:: DO THIS ::
Gather, from the data below, each line in which the word "styles" occurs.

----

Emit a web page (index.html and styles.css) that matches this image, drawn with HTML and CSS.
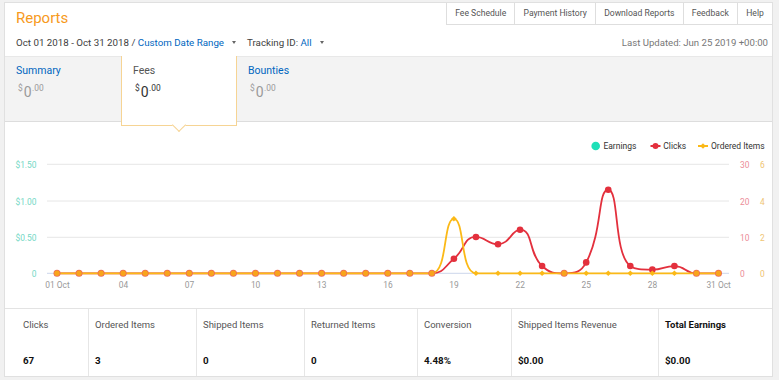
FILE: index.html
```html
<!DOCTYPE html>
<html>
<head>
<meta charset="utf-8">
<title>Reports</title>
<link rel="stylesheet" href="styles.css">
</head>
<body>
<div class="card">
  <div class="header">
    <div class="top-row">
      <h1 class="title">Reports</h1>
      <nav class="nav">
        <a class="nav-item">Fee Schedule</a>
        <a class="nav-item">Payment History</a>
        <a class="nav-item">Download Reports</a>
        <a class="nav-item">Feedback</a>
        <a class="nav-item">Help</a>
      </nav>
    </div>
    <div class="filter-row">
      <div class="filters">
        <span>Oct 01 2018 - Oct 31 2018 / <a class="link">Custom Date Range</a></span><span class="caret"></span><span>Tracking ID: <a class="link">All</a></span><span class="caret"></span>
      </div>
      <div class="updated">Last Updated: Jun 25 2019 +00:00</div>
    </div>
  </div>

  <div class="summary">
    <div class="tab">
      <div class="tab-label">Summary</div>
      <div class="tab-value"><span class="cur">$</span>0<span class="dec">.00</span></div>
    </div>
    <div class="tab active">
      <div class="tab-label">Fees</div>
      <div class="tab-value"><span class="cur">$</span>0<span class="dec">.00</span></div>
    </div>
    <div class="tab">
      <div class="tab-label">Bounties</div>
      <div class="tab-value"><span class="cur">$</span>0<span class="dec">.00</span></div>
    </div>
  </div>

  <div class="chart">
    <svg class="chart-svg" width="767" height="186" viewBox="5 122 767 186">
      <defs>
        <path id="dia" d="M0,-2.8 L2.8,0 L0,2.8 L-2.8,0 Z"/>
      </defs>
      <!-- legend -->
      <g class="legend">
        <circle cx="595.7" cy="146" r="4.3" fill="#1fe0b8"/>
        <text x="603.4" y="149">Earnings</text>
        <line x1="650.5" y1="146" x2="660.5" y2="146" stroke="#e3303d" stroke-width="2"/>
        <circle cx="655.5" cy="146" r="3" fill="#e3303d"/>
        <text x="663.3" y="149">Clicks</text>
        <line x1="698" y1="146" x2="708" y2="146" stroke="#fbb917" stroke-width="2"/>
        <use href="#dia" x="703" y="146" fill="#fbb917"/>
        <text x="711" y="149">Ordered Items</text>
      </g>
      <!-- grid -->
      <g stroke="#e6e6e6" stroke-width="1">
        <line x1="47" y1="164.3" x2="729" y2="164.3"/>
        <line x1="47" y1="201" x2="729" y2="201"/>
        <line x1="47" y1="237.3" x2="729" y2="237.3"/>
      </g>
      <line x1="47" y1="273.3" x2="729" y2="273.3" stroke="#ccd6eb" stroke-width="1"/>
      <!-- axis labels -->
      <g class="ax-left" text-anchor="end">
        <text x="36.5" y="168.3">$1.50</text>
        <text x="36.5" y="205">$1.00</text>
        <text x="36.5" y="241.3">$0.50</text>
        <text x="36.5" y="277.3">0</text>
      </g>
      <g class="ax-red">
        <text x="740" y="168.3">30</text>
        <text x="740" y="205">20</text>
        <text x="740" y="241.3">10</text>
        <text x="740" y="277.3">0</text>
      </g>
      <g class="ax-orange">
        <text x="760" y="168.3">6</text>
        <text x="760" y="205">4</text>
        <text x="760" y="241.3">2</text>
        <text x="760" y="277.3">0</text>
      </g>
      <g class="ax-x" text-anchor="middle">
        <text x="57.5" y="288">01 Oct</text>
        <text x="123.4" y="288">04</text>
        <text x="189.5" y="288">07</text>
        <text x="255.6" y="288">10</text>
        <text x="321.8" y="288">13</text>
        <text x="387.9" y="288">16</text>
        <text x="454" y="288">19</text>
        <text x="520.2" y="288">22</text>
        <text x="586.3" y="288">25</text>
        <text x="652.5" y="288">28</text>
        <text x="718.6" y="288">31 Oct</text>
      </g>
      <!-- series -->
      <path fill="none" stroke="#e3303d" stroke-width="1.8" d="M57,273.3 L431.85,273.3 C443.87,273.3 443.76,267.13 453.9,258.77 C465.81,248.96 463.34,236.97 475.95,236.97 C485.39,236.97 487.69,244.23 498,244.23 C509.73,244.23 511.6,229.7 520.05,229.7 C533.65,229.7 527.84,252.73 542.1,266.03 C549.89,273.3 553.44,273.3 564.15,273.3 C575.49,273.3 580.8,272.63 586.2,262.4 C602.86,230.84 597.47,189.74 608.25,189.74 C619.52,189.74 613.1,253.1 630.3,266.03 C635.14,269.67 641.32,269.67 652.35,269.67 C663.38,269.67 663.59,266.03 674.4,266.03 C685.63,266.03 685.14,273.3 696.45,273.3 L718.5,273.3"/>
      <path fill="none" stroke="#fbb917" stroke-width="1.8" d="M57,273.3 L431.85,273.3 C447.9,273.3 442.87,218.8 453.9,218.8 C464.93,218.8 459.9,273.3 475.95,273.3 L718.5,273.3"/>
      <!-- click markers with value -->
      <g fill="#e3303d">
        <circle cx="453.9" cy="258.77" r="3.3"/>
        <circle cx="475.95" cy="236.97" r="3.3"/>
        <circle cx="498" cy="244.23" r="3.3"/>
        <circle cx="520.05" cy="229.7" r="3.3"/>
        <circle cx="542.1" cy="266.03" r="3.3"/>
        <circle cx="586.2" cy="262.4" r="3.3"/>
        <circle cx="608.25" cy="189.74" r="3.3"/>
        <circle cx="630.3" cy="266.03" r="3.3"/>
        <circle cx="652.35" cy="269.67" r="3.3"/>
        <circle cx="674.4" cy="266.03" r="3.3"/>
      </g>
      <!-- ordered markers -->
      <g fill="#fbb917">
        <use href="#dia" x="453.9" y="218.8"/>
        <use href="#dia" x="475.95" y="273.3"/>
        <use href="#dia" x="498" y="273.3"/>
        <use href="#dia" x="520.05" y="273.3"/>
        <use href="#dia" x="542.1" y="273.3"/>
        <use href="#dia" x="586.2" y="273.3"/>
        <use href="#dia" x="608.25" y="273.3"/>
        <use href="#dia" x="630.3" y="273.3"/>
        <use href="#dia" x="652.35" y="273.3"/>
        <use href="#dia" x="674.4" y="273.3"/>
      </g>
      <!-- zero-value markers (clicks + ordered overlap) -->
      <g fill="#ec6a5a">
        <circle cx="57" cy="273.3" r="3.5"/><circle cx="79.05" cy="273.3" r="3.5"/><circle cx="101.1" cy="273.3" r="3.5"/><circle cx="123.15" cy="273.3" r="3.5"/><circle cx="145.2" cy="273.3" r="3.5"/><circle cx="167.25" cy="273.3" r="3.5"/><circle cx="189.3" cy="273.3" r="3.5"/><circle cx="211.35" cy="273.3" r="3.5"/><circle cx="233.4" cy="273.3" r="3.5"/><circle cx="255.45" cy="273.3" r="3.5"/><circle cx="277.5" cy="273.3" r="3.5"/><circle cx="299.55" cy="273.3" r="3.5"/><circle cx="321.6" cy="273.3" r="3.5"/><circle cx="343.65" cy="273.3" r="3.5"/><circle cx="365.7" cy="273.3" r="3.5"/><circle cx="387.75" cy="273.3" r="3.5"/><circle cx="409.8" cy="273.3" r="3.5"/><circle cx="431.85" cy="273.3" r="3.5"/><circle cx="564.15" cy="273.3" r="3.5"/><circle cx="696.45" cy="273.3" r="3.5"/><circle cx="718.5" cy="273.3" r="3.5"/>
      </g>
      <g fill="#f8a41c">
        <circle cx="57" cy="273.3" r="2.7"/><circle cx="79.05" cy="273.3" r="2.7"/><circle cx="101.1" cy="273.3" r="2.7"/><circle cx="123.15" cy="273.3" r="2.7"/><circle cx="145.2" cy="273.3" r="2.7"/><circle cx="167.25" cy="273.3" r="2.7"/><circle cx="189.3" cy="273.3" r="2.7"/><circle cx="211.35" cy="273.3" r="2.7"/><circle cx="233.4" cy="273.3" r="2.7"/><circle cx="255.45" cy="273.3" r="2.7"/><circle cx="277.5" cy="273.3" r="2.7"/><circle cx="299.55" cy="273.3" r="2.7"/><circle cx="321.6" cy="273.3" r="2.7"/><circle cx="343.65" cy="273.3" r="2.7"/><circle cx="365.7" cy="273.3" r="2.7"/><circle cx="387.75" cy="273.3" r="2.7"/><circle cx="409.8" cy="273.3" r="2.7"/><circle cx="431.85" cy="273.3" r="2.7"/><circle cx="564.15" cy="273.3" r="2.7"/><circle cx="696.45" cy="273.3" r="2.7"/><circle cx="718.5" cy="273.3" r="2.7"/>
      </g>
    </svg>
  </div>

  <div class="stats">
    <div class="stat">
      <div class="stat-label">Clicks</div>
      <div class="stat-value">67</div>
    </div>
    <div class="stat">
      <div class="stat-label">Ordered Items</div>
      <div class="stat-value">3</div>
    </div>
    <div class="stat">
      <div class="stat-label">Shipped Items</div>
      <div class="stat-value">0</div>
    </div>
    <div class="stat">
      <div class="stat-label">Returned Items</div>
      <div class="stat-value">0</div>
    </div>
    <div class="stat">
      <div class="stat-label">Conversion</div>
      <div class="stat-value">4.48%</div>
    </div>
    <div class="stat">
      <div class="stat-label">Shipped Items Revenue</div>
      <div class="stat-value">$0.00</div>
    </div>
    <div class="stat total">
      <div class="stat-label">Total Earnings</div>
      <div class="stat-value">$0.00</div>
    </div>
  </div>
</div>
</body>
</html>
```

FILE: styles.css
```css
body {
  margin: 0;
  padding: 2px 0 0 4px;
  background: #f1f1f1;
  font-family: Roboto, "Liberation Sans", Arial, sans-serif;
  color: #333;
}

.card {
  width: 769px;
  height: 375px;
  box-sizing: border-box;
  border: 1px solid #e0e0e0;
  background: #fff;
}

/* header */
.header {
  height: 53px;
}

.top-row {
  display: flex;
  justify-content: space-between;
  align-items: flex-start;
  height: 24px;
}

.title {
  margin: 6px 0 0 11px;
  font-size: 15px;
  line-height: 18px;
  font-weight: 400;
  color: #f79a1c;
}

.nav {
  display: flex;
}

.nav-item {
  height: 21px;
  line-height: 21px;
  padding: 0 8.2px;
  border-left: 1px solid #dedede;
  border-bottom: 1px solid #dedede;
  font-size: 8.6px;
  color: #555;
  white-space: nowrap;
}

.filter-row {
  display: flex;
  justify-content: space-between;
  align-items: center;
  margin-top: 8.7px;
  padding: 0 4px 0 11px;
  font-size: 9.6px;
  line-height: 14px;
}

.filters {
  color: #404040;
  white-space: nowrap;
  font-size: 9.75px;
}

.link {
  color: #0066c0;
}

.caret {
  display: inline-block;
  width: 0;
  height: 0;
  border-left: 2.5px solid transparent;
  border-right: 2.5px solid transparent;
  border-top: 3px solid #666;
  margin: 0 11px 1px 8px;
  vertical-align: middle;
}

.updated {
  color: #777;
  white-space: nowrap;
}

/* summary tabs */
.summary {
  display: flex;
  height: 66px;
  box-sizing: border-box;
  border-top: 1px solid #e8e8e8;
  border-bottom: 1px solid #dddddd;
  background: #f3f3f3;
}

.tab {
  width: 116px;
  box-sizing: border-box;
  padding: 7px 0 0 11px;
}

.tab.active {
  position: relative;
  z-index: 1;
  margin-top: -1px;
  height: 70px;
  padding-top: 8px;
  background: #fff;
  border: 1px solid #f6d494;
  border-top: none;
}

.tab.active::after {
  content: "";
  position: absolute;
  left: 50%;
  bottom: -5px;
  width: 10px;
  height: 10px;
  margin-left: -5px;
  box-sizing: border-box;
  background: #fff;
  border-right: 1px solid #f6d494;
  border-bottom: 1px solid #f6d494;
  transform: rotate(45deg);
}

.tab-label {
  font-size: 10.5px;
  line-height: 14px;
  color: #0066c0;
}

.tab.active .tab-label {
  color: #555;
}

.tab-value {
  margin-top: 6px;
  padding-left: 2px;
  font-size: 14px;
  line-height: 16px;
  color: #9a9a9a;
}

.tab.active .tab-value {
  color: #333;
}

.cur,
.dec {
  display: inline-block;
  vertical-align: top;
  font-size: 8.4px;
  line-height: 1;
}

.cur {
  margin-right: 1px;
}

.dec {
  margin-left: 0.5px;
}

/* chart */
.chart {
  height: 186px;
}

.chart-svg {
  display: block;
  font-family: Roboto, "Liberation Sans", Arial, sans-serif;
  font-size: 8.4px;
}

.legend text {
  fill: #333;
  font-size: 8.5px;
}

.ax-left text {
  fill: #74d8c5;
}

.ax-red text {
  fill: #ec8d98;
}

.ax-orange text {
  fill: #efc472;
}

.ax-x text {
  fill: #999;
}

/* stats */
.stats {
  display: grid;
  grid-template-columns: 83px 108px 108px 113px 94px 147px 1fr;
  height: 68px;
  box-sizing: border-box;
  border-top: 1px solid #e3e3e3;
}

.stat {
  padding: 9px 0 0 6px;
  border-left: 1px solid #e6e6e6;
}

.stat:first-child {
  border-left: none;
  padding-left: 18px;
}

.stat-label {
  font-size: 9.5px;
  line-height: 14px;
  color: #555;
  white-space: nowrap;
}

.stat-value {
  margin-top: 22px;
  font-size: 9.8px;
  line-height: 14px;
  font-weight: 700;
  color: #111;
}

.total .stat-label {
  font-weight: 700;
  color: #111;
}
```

----

:: OUTPUT OF THE EXERCISE ::
Emit a web page (index.html and styles.css) that matches this image, drawn with HTML and CSS.
<link rel="stylesheet" href="styles.css">
FILE: styles.css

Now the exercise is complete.